Among the well-remunerated zombie spawn is one Thomas Donilon, who is reanimated as Obama's trusted national security adviser!  Donilon was at Fannie Mae for six years, until 2005, before doing the usual revolving door routine to go to work as a lobbyist.  Obama then plucked him from influence-peddling duties to join his transition team,  at the very same time Fannie was being seized by federal regulators in the wake of the meltdown. The choice raised a few eyebrows at the time.  But not too many.

Donilon, who has no prior military experience, now presumably advises Obama on drone strikes and homeland security and Afghanistan.  But according to the LA Times, he is more of an enforcer for the president than a strategist.  He has a very low profile, which is perhaps why you never heard of him.  He functions as a glorified secretary with an iron fist. His wife is Second Lady Jill Biden's chief of staff, and his brother-in-law serves as counselor to Joe Biden.  Ain't the meritocracy grand?  And here you thought there was no direct relationship between Wall Street and the Military Industrial Complex!  What an incestuous cozy cocoon has been spun inside the opaque Beltway Bubble. 

Happy first day of 2012. Have another drink.

23 comments:

Denis Neville said...

“I can tell you, just from 40,000 feet, that some of the most damaging behavior on Wall Street, in some cases, some of the least ethical behavior on Wall Street, wasn't illegal.” –
- Can-Kicker-in-Chief, Sixty Minutes’ December 11, 2011 interview

As Tacitus said: “flagitiis manifestis subsidium ab audacia petendum”

“Crime, when revealed, has no support but audacity.”

Cheers!

Denis Neville said...

William Pfaff on “A Democratic Rival to Obama?”

http://www.williampfaff.com/modules/news/article.php?storyid=552

Referring to:

Harper’s Magazine, John R. MacArthur, “President Obama Richly Deserves To Be Dumped”

http://www.harpers.org/archive/2011/12/hbc-90008351

MacArthur quoted in support of his argument Bill Moyers, who said, “'Our politicians are little more than money launderers in the trafficking of power and policy.”

http://www.citizenvox.org/2011/11/01/bill-moyers-public-citizen-40th-anniversary-gala-occupy-wall-street-citizens-united-democracy-we-the-people/

Pfaff comments on the importance of Eugene McCarthy’s role.

“By refusing to stand aside from what he and many considered a doomed war, and the corruption of civil life and government that accompanied it, he set in motion the events that in the minds of many ‘saved’ the United States.”

“John MacArthur’s and Bill Moyers’ call for the replacement of Barack Obama as Democratic presidential candidate next year is very likely to fail, and any Democratic replacement candidate is likely to lose the presidency.

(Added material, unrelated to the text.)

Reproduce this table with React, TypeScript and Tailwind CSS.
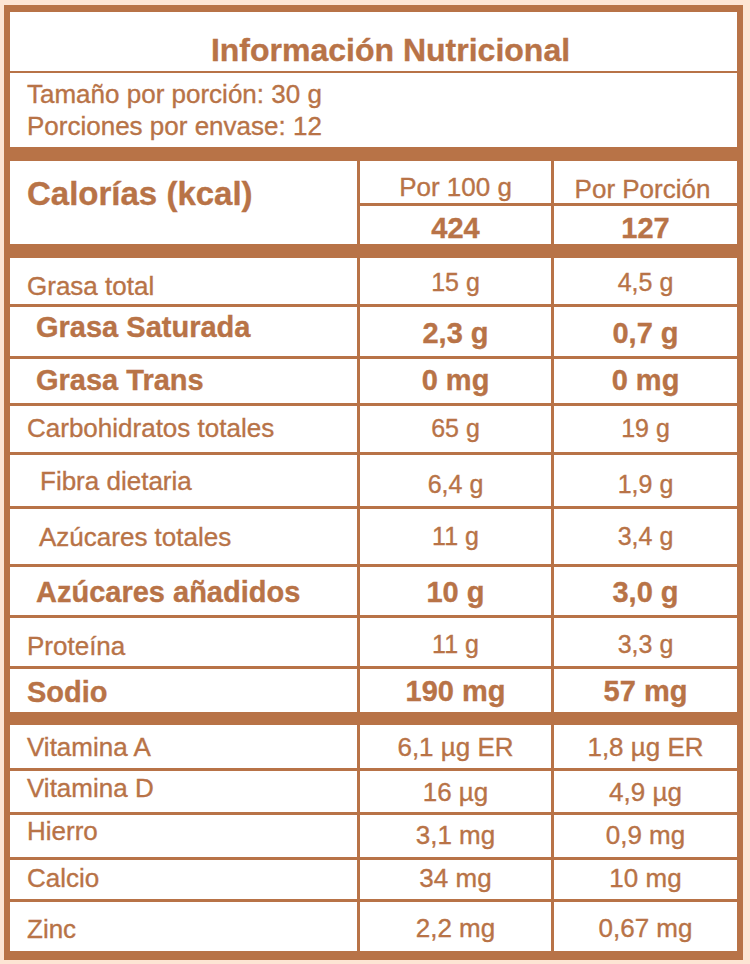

As a veteran Democratic party activist recently commented, this is the sure way to elect “one of those idiots” running for the Republican nomination. Very likely he is right. However the two may have started something with interesting consequences. Nobody thought Eugene McCarthy’s was anything more than a futile gesture.

“Nobody foresaw the assassinations and military defeat to come, nor the ruin of Richard Nixon. Nobody knows today what disasters may lie ahead in American-supervised Iraq, or in the dual war the Pentagon is waging in Afghanistan/Pakistan. The present foreign policy of the Obama government is fraught with risk. As for the president himself, the objection to him is that his Democratic Party has become a representative of the same interests as the Republican party. The nation cannot bear two parties representing plutocratic power.”

Who in 2012 will preserve the nation that James Madison had in mind?

Anne Lavoie said...

"But, in a deeply cynical signing statement, he promised not to flush!" Another great one, Karen. He's leaving it out there for everyone to admire and appreciate, but the whole thing still stinks!

And he actually wants us to believe that his mealy-mouthed red herring signing statement will somehow bind or restrain future Presidents? GET REAL! He wasn't born in Kenya or Hawaii, he was born on another planet.

He scares me more each day, and the scariest part of all is that he wants a second term and will probably get it, since his actions mesh perfectly with the goals of the Military-Industrial-Surveillance-Imprisonment Complex (The Beast).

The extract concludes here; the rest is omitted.